COLLECTED MATERIAL:
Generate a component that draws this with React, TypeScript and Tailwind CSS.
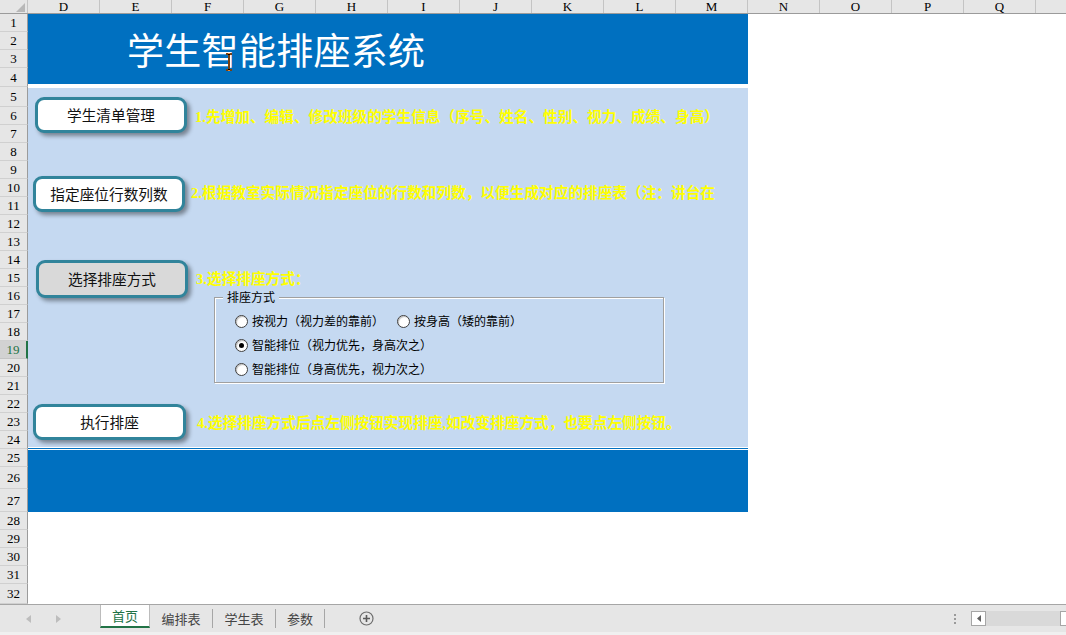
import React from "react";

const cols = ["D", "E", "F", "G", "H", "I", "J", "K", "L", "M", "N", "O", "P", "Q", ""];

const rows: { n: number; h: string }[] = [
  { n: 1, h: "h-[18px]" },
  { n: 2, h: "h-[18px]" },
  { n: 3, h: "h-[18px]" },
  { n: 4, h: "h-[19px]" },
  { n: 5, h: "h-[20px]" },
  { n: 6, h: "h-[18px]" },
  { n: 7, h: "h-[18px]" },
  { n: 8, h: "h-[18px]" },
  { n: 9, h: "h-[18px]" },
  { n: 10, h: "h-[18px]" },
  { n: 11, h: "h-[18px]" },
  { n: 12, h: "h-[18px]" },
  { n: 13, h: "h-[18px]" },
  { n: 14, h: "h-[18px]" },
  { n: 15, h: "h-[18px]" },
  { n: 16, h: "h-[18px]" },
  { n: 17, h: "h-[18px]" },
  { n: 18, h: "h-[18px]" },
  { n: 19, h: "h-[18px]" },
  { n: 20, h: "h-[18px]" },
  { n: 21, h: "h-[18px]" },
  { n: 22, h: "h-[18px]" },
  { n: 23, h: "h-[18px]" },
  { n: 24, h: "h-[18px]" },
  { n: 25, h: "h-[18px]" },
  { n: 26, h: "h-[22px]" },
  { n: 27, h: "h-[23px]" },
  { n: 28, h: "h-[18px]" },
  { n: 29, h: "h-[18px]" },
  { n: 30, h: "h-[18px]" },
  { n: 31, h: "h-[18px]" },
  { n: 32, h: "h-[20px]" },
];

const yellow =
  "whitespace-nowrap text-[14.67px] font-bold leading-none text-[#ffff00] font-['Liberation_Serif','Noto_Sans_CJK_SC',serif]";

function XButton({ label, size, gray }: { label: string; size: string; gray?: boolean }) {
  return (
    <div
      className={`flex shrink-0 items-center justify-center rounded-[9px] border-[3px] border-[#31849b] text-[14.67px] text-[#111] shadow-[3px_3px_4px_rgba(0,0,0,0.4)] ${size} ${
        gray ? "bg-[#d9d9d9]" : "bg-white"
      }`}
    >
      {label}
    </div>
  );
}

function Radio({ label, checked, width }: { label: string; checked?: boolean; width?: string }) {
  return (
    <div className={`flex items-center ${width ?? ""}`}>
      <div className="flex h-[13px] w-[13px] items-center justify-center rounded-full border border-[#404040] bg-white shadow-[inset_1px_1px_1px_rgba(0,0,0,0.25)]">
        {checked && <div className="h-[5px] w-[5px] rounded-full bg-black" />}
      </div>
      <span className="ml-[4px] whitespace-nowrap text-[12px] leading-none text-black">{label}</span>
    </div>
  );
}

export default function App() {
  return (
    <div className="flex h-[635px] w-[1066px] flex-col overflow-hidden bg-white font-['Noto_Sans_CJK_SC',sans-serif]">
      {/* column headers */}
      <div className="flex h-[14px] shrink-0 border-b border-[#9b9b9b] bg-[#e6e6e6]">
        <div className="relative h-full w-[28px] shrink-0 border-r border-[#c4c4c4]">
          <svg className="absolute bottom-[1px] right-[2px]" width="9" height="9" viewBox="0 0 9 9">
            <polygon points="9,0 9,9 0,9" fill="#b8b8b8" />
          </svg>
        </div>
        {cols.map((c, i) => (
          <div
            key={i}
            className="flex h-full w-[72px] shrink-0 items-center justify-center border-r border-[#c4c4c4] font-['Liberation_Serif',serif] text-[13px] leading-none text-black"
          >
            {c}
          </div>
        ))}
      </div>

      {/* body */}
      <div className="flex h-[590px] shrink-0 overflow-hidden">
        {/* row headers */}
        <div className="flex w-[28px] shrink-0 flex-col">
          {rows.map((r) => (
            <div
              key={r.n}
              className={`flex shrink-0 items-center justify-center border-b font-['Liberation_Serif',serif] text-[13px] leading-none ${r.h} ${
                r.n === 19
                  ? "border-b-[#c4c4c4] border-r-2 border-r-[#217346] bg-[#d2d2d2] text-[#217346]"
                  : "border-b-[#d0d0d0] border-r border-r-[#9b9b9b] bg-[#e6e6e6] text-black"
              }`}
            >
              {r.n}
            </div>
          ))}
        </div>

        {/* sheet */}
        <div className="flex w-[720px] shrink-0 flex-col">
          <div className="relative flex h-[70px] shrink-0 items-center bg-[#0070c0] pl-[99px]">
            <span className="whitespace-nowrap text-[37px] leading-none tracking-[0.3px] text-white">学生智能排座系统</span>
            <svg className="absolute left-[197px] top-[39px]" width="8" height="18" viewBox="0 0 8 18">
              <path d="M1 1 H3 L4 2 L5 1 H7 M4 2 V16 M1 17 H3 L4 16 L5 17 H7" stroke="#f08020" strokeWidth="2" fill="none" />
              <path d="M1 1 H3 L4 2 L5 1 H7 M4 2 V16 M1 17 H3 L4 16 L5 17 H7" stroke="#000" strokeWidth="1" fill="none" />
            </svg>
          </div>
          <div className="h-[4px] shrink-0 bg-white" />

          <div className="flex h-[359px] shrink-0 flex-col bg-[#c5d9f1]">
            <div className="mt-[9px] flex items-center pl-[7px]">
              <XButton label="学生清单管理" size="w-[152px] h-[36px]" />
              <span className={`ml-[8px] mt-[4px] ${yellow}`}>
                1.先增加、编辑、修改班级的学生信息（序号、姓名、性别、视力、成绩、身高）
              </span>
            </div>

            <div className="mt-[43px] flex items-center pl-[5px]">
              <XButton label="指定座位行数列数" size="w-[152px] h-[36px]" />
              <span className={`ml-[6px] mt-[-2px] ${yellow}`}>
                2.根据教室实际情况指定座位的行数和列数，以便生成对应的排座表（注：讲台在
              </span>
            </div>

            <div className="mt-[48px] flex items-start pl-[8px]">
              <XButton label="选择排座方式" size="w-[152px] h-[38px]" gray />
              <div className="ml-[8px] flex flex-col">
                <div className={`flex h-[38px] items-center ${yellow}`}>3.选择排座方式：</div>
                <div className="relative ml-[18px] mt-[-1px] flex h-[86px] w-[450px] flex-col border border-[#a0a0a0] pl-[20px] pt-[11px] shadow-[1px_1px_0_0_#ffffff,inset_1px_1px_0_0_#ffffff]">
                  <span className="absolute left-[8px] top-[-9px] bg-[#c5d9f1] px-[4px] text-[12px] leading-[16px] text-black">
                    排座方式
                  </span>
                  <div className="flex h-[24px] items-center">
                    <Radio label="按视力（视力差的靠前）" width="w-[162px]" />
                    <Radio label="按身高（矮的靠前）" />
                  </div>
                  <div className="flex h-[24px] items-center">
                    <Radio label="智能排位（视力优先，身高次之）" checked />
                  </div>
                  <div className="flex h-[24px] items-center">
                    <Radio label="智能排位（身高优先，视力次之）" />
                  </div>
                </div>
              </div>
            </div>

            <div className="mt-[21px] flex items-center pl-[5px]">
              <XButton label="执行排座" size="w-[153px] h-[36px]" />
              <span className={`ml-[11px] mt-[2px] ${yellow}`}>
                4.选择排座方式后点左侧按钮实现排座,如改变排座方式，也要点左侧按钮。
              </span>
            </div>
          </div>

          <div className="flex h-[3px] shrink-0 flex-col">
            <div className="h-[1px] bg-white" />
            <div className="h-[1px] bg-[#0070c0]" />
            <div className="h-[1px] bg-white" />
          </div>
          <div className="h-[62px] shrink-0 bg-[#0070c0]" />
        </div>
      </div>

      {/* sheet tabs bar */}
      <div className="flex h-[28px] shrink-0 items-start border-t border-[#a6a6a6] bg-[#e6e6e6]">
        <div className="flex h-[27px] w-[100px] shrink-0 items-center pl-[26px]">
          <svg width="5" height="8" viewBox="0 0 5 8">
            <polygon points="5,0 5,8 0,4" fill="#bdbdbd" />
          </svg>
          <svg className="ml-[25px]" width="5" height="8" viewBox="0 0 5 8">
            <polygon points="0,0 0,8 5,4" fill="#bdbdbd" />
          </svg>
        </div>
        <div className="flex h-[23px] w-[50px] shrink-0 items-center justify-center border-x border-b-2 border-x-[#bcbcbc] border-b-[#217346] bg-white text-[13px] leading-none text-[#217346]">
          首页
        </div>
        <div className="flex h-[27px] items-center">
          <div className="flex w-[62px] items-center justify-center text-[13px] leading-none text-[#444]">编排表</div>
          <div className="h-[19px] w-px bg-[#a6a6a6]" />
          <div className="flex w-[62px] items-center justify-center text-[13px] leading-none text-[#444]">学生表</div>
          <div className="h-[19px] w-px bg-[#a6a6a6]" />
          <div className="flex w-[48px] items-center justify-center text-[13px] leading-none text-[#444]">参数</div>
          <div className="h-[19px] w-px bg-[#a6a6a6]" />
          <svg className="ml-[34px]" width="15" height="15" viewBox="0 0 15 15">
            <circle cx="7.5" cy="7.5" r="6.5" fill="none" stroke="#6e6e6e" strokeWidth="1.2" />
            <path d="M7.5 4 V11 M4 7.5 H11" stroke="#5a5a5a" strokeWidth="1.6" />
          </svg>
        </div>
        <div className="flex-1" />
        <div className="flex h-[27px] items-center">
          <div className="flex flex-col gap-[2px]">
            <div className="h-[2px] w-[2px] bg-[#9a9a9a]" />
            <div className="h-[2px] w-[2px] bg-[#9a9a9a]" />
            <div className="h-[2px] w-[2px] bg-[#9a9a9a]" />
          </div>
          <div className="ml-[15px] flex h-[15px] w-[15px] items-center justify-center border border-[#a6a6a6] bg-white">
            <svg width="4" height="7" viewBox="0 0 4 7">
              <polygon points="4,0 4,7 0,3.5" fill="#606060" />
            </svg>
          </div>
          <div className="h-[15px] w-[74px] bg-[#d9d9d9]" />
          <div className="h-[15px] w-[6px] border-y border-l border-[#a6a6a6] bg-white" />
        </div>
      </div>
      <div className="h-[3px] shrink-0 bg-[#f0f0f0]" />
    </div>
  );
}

SHORT PROBLEM:
With the pictures left out, restate word for word every line of the data above, from the first down to the line that contains "text-[14.67px] font-bold leading-none".

EXERCISE OUTPUT:
Generate a component that draws this with React, TypeScript and Tailwind CSS.
import React from "react";

const cols = ["D", "E", "F", "G", "H", "I", "J", "K", "L", "M", "N", "O", "P", "Q", ""];

const rows: { n: number; h: string }[] = [
  { n: 1, h: "h-[18px]" },
  { n: 2, h: "h-[18px]" },
  { n: 3, h: "h-[18px]" },
  { n: 4, h: "h-[19px]" },
  { n: 5, h: "h-[20px]" },
  { n: 6, h: "h-[18px]" },
  { n: 7, h: "h-[18px]" },
  { n: 8, h: "h-[18px]" },
  { n: 9, h: "h-[18px]" },
  { n: 10, h: "h-[18px]" },
  { n: 11, h: "h-[18px]" },
  { n: 12, h: "h-[18px]" },
  { n: 13, h: "h-[18px]" },
  { n: 14, h: "h-[18px]" },
  { n: 15, h: "h-[18px]" },
  { n: 16, h: "h-[18px]" },
  { n: 17, h: "h-[18px]" },
  { n: 18, h: "h-[18px]" },
  { n: 19, h: "h-[18px]" },
  { n: 20, h: "h-[18px]" },
  { n: 21, h: "h-[18px]" },
  { n: 22, h: "h-[18px]" },
  { n: 23, h: "h-[18px]" },
  { n: 24, h: "h-[18px]" },
  { n: 25, h: "h-[18px]" },
  { n: 26, h: "h-[22px]" },
  { n: 27, h: "h-[23px]" },
  { n: 28, h: "h-[18px]" },
  { n: 29, h: "h-[18px]" },
  { n: 30, h: "h-[18px]" },
  { n: 31, h: "h-[18px]" },
  { n: 32, h: "h-[20px]" },
];

const yellow =
  "whitespace-nowrap text-[14.67px] font-bold leading-none text-[#ffff00] font-['Liberation_Serif','Noto_Sans_CJK_SC',serif]";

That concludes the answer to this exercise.